Howie Chizek began his long career with WKNT and its FM successor on June 3, 1974, after previous stops at WBBW in Youngstown and at Ohio University's student-run radio station. For much of the 1970s, Chizek hosted two daily programs: Buy, Sell, Swap and Trade in the late mornings, followed by The Howie Chizek Show, a phone-in talk radio show in the midday hours. Stan Piatt also joined WKNT and WKNT-FM as morning host in 1978. Programming on the two stations was split on August 4, 1980, when WKNT-FM became WNIR, maintaining the hybrid contemporary music/talk format, while WKNT converted to country music with Steve Cherry in mornings and Jerry Lee Goddard in afternoons. Both Piatt and Chizek's programs were moved to WNIR; Chizek would remain at the station until his death on June 16, 2012.

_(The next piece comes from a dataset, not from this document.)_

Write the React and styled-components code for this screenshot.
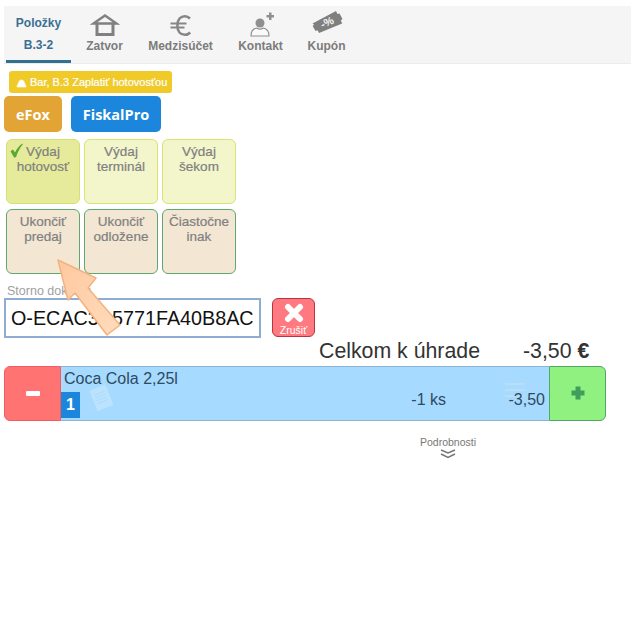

After years of declining ratings, two of WKNT's three announcers were fired in early September 1988, but management claimed the station would continue with the country format. Despite those claims, WKNT changed format to oldies on November 11, 1988, as "Super Oldies 1520"; station vice president Bill Klaus claimed the switch would "fill a void" in the market with WHK's imminent format switch from oldies to financial news. The format switch was to have included a call sign change to WHTS, but that call belonged to a United States Coast Guard icebreaker. Klaus then offered the stations' audience a chance to vote between WOLZ (for "oldiez") and WJMP (for "jump") via mail-in ballot, WJMP won out and became the call sign on March 15, 1989.

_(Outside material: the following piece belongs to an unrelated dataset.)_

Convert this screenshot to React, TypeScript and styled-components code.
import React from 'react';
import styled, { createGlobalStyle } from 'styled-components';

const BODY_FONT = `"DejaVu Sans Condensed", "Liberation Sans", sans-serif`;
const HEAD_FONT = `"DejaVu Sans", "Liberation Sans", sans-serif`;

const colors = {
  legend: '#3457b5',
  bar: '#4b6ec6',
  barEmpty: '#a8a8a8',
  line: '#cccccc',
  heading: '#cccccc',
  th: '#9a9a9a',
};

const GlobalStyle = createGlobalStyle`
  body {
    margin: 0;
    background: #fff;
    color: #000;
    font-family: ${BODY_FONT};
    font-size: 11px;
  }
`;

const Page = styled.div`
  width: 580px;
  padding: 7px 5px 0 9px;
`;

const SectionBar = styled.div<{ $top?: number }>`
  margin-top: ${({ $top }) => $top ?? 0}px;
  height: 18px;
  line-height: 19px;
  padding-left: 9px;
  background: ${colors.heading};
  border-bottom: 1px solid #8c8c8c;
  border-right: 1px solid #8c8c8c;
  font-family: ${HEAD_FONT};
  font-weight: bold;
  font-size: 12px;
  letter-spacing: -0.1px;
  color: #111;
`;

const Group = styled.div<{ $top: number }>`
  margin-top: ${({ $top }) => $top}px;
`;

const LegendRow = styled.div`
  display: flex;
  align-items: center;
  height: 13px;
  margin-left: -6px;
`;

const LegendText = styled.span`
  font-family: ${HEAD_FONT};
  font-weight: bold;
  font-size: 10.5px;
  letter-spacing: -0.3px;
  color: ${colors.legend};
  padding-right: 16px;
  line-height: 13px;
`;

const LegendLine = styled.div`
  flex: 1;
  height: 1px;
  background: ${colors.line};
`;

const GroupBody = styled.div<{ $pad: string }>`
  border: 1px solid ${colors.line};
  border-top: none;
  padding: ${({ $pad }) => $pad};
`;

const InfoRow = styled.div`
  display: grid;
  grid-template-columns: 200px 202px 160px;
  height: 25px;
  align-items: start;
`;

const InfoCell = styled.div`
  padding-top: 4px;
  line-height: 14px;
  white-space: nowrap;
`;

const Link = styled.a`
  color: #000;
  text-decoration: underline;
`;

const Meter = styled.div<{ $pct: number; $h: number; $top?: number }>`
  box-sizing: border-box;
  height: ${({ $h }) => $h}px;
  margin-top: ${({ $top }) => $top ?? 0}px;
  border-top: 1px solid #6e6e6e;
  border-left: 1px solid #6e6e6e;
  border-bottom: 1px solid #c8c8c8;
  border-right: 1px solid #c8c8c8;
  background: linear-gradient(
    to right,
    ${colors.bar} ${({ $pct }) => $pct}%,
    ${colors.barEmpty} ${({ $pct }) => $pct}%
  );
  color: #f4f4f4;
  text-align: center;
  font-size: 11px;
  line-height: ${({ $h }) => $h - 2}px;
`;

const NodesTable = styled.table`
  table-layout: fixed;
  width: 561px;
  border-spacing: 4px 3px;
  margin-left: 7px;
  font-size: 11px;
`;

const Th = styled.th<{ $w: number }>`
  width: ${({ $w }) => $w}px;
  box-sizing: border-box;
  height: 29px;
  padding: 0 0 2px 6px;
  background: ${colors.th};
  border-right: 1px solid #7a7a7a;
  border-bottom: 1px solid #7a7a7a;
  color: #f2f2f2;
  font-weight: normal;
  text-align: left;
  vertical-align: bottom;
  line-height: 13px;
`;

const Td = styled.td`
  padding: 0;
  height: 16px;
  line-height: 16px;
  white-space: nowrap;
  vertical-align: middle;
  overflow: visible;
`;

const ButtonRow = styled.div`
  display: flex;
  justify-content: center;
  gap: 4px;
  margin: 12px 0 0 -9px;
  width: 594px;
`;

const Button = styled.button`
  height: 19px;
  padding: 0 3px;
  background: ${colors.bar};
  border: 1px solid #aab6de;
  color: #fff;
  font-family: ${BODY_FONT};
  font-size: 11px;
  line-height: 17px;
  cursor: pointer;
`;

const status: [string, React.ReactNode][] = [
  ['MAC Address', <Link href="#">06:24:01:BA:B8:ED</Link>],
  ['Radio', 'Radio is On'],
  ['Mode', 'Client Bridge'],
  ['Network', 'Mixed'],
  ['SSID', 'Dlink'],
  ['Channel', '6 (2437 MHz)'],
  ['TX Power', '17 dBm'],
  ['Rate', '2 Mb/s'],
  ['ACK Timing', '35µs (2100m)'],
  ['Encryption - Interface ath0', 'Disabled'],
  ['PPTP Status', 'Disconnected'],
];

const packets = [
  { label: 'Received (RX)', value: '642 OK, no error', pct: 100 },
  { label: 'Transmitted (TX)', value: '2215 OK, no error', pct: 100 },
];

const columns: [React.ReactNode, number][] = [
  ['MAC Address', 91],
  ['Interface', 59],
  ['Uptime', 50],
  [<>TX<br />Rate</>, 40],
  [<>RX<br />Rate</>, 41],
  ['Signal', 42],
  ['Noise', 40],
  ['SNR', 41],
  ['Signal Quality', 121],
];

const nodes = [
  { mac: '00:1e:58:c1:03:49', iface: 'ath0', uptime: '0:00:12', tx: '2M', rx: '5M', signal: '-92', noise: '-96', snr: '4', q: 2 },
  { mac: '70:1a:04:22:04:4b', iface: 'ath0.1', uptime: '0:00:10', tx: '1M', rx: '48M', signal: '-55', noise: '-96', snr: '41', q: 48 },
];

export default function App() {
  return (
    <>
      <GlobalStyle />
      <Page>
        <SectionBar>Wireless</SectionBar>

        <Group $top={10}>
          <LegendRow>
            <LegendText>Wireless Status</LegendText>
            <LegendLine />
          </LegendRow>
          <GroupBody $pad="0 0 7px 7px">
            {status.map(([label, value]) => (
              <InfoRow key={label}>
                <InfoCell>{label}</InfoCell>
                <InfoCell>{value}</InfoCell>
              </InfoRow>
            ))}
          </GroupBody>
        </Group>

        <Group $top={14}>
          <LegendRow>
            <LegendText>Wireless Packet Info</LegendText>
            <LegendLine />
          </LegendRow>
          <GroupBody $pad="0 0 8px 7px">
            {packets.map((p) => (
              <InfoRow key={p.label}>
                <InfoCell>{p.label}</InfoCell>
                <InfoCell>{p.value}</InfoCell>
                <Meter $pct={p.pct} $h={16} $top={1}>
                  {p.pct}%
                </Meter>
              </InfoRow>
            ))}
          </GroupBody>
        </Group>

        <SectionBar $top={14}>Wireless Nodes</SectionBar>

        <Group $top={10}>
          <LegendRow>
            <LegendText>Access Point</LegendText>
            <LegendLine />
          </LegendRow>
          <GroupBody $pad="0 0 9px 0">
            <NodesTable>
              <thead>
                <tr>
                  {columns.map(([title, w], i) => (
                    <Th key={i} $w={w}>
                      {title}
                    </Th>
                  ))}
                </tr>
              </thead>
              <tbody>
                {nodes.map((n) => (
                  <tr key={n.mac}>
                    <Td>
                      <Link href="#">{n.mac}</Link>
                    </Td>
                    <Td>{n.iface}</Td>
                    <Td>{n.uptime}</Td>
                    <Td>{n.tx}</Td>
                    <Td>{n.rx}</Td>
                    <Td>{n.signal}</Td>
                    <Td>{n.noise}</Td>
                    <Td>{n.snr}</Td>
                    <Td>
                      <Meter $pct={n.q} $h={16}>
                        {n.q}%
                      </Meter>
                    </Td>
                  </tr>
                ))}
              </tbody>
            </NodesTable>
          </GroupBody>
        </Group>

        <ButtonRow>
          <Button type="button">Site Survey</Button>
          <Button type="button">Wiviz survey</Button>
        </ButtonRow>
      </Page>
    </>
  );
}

Despite those changes, WJMP failed to show in the local Arbitron ratings books, and the station flipped to sports radio on March 1, 1993, utilizing programming from the American Sports Network. When the 1994 Major League Baseball season ended prematurely due to labor unrest on August 12, 1994, WJMP engaged in stunting by playing two different versions of Take Me Out to the Ball Game, in a continuous loop, from sunrise to sunset. The brainchild of Bill Klaus, WJMP's stunt merited national and international attention; Craig Hankin, who produced one of the two versions WJMP played, approved of the idea. Klaus also encouraged people to submit their own renditions of the song in order to help relieve the monotony. By the time the stunt ended at noon on October 19, 1994, the station had played the song a total of 57,161 times, meriting the station an entry in the Guinness Book of Sports Records. Despite the attention received, the stunt failed to register any ratings for WJMP once the sports radio format resumed, and the station switched to an audio relay of co-owned low-power television station W29AI (channel 29) in April 1995, this included W29AI's slate of locally produced talk shows and music videos.

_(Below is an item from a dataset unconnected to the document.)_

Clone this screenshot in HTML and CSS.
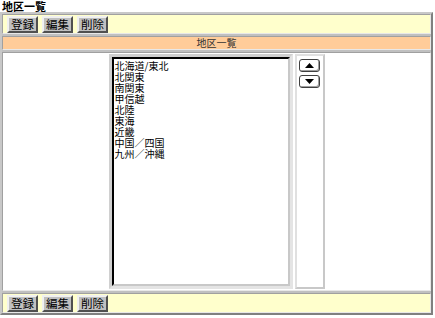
FILE: index.html
```html
<!DOCTYPE html>
<html lang="ja">
<head>
<meta charset="utf-8">
<title>地区一覧</title>
<link rel="stylesheet" href="styles.css">
</head>
<body>
<div class="title">地区一覧</div>
<div class="frame">
  <div class="cell toolbar">
    <button class="btn">登録</button>
    <button class="btn">編集</button>
    <button class="btn">削除</button>
  </div>
  <div class="cell header">地区一覧</div>
  <div class="cell body">
    <div class="listwrap">
      <div class="list">
        <div class="item">北海道/東北</div>
        <div class="item">北関東</div>
        <div class="item">南関東</div>
        <div class="item">甲信越</div>
        <div class="item">北陸</div>
        <div class="item">東海</div>
        <div class="item">近畿</div>
        <div class="item">中国／四国</div>
        <div class="item">九州／沖縄</div>
      </div>
    </div>
    <div class="side">
      <button class="arrow"><svg width="9" height="5" viewBox="0 0 9 5"><polygon points="4.5,0 9,5 0,5" fill="#000"/></svg></button>
      <button class="arrow"><svg width="9" height="5" viewBox="0 0 9 5"><polygon points="0,0 9,0 4.5,5" fill="#000"/></svg></button>
    </div>
  </div>
  <div class="cell toolbar">
    <button class="btn">登録</button>
    <button class="btn">編集</button>
    <button class="btn">削除</button>
  </div>
</div>
</body>
</html>
```
FILE: styles.css
```css
html, body {
  margin: 0;
  padding: 0;
  background: #fff;
}
body {
  font-family: "Noto Sans CJK JP", "Noto Sans", sans-serif;
  width: 435px;
  height: 318px;
  overflow: hidden;
}
.title {
  font-size: 11px;
  font-weight: bold;
  line-height: 12px;
  height: 12px;
  padding-left: 2px;
  color: #000;
}
.frame {
  box-sizing: border-box;
  width: 433px;
  border: 2px solid;
  border-color: #c8c8c8 #808080 #808080 #c8c8c8;
  background: #c0c0c0;
  display: grid;
  grid-template-rows: 20px 14px 239px 20px;
  row-gap: 2px;
}
.cell {
  box-sizing: border-box;
  border: 1px solid;
  border-color: #a0a0a0 #e8e8e8 #e8e8e8 #a0a0a0;
}
.toolbar {
  background: #ffffcc;
  display: flex;
  align-items: center;
  gap: 4px;
  padding-left: 4px;
}
.btn {
  box-sizing: border-box;
  width: 31px;
  height: 17px;
  padding: 0;
  margin: 0;
  font-family: "Noto Sans CJK JP", sans-serif;
  font-size: 11.5px;
  line-height: 13px;
  color: #000;
  background: #c0c0c0;
  border: 2px solid;
  border-color: #f0f0f0 #505050 #505050 #f0f0f0;
}
.header {
  background: #ffcc99;
  text-align: center;
  font-size: 10px;
  line-height: 12px;
  color: #333;
}
.body {
  background: #fff;
  display: flex;
  justify-content: center;
  align-items: center;
  gap: 2px;
}
.listwrap {
  box-sizing: border-box;
  width: 184px;
  height: 235px;
  border: 3px solid;
  border-color: #d0d0d0 #e4e4e4 #e4e4e4 #d0d0d0;
  background: #f0f0f0;
}
.list {
  box-sizing: border-box;
  height: 100%;
  background: #fff;
  border: 2px solid;
  border-color: #000 #c8c8c8 #c8c8c8 #000;
  padding: 1px 0 0 1px;
}
.item {
  font-size: 10px;
  line-height: 11px;
  height: 11px;
  color: #000;
  white-space: nowrap;
}
.side {
  box-sizing: border-box;
  width: 30px;
  height: 235px;
  border: 2px solid;
  border-color: #e0e0e0 #c8c8c8 #c8c8c8 #e0e0e0;
  background: #fff;
  display: flex;
  flex-direction: column;
  align-items: center;
  gap: 3px;
  padding-top: 3px;
}
.arrow {
  box-sizing: border-box;
  width: 21px;
  height: 13px;
  padding: 0;
  margin: 0;
  background: #fff;
  border: 1px solid #404040;
  border-radius: 3px;
  box-shadow: inset -1px -1px 0 #a0a0a0, inset 1px 1px 0 #fff;
  display: flex;
  align-items: center;
  justify-content: center;
}
.arrow svg {
  display: block;
}
```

WJMP changed to a standards format using the Music of Your Life service on June 11, 2001, this came in the wake of WRMR in Cleveland announcing plans to change formats to sports radio the following month. The adult standards format was dropped for Air America Radio programming in 2004, WJMP subsequently dropped Air America in July 2005 in favor of Fox Sports Radio programming after WTOU switched from all-sports to progressive talk as WARF. On June 8, 2009, WJMP dropped its all-sports format and became a talk radio station, carrying an entirely syndicated slate of programming. At the end, WJMP was the Akron affiliate of Mancow in the Morning, The Laura Ingraham Show, The Savage Nation, and The Dennis Miller Show, and also carried CBS News Radio newscasts hourly.

WJMP permanently shut down operations on July 31, 2016. The next day, the station's license was returned to the FCC for cancellation. The towers were later dismantled, and FM sister WNIR continues to broadcast from studios at this location today.